(Records with interface code)
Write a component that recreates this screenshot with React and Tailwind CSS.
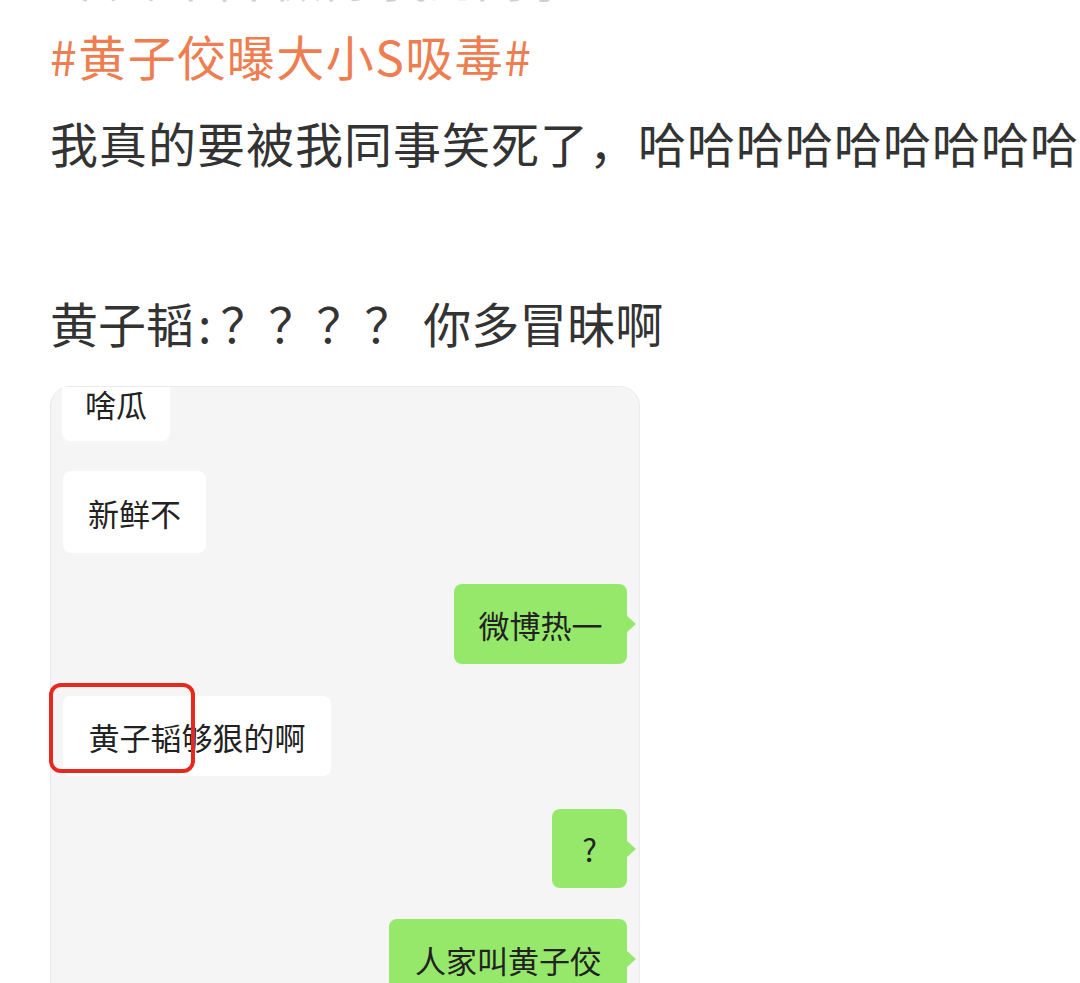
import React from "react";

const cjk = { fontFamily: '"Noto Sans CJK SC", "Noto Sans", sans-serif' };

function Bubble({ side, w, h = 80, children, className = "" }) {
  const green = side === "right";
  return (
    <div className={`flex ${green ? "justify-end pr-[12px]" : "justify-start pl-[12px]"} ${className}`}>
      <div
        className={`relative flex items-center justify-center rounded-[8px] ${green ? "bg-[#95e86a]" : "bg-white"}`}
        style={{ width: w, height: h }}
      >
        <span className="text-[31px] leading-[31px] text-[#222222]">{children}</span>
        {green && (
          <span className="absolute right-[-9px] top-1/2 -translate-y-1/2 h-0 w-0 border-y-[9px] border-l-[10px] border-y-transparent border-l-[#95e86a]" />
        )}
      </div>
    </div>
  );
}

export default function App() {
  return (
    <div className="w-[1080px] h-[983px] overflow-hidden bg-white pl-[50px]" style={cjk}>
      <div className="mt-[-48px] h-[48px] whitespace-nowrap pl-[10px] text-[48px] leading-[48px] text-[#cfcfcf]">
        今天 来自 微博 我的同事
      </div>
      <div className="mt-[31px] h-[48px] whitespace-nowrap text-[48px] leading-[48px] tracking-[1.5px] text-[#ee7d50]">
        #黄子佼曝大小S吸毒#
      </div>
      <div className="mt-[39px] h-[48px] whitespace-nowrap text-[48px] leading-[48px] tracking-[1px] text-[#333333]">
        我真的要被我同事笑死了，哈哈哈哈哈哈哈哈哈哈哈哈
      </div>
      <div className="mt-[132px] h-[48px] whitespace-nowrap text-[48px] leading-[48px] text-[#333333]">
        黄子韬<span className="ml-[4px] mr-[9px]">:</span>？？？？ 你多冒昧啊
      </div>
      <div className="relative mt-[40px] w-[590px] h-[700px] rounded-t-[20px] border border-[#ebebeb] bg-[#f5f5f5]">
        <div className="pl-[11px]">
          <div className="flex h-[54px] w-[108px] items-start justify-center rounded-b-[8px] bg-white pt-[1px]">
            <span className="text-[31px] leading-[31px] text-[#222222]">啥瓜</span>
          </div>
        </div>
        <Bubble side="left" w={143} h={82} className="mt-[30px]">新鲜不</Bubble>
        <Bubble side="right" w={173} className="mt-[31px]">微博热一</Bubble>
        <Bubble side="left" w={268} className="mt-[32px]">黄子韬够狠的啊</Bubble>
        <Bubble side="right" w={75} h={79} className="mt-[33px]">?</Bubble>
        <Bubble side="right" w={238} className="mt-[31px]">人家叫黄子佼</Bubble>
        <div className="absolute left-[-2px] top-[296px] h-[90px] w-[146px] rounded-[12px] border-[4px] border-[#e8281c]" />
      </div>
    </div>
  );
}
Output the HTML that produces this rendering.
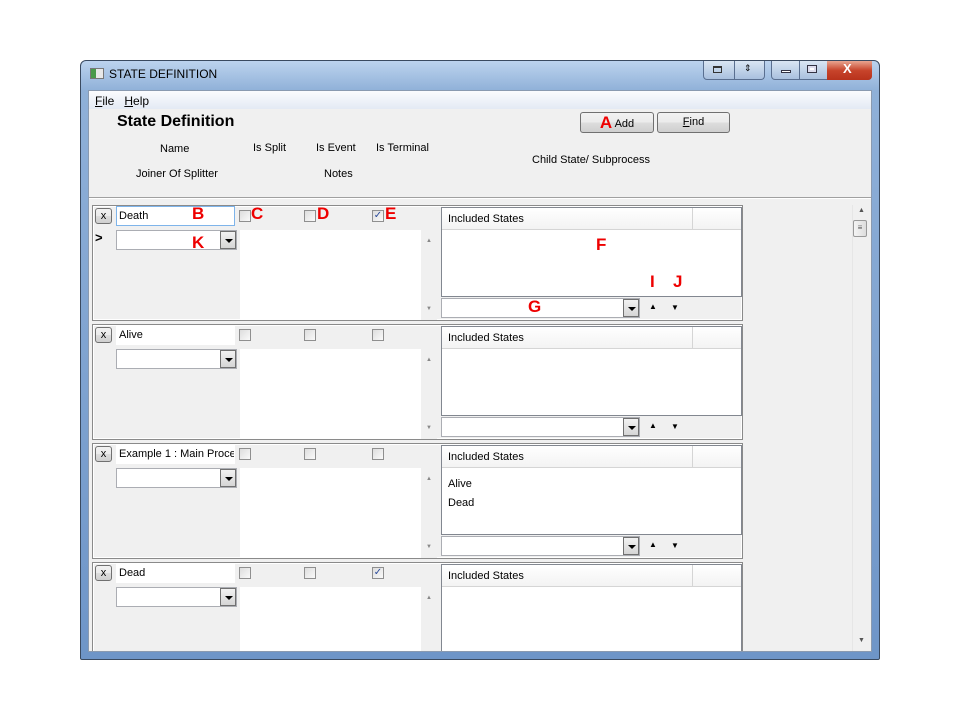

* **Problem details**: Repeat the entries exactly. Pictures are excluded from the copy.

* **Answer to this task**:
Write a component that recreates this screenshot with React and Tailwind CSS.
import React from "react";

const cjk = { fontFamily: '"Noto Sans CJK SC", "Noto Sans", sans-serif' };

function Bubble({ side, w, h = 80, children, className = "" }) {
  const green = side === "right";
  return (
    <div className={`flex ${green ? "justify-end pr-[12px]" : "justify-start pl-[12px]"} ${className}`}>
      <div
        className={`relative flex items-center justify-center rounded-[8px] ${green ? "bg-[#95e86a]" : "bg-white"}`}
        style={{ width: w, height: h }}
      >
        <span className="text-[31px] leading-[31px] text-[#222222]">{children}</span>
        {green && (
          <span className="absolute right-[-9px] top-1/2 -translate-y-1/2 h-0 w-0 border-y-[9px] border-l-[10px] border-y-transparent border-l-[#95e86a]" />
        )}
      </div>
    </div>
  );
}

export default function App() {
  return (
    <div className="w-[1080px] h-[983px] overflow-hidden bg-white pl-[50px]" style={cjk}>
      <div className="mt-[-48px] h-[48px] whitespace-nowrap pl-[10px] text-[48px] leading-[48px] text-[#cfcfcf]">
        今天 来自 微博 我的同事
      </div>
      <div className="mt-[31px] h-[48px] whitespace-nowrap text-[48px] leading-[48px] tracking-[1.5px] text-[#ee7d50]">
        #黄子佼曝大小S吸毒#
      </div>
      <div className="mt-[39px] h-[48px] whitespace-nowrap text-[48px] leading-[48px] tracking-[1px] text-[#333333]">
        我真的要被我同事笑死了，哈哈哈哈哈哈哈哈哈哈哈哈
      </div>
      <div className="mt-[132px] h-[48px] whitespace-nowrap text-[48px] leading-[48px] text-[#333333]">
        黄子韬<span className="ml-[4px] mr-[9px]">:</span>？？？？ 你多冒昧啊
      </div>
      <div className="relative mt-[40px] w-[590px] h-[700px] rounded-t-[20px] border border-[#ebebeb] bg-[#f5f5f5]">
        <div className="pl-[11px]">
          <div className="flex h-[54px] w-[108px] items-start justify-center rounded-b-[8px] bg-white pt-[1px]">
            <span className="text-[31px] leading-[31px] text-[#222222]">啥瓜</span>
          </div>
        </div>
        <Bubble side="left" w={143} h={82} className="mt-[30px]">新鲜不</Bubble>
        <Bubble side="right" w={173} className="mt-[31px]">微博热一</Bubble>
        <Bubble side="left" w={268} className="mt-[32px]">黄子韬够狠的啊</Bubble>
        <Bubble side="right" w={75} h={79} className="mt-[33px]">?</Bubble>
        <Bubble side="right" w={238} className="mt-[31px]">人家叫黄子佼</Bubble>
        <div className="absolute left-[-2px] top-[296px] h-[90px] w-[146px] rounded-[12px] border-[4px] border-[#e8281c]" />
      </div>
    </div>
  );
}
Output the HTML that produces this rendering.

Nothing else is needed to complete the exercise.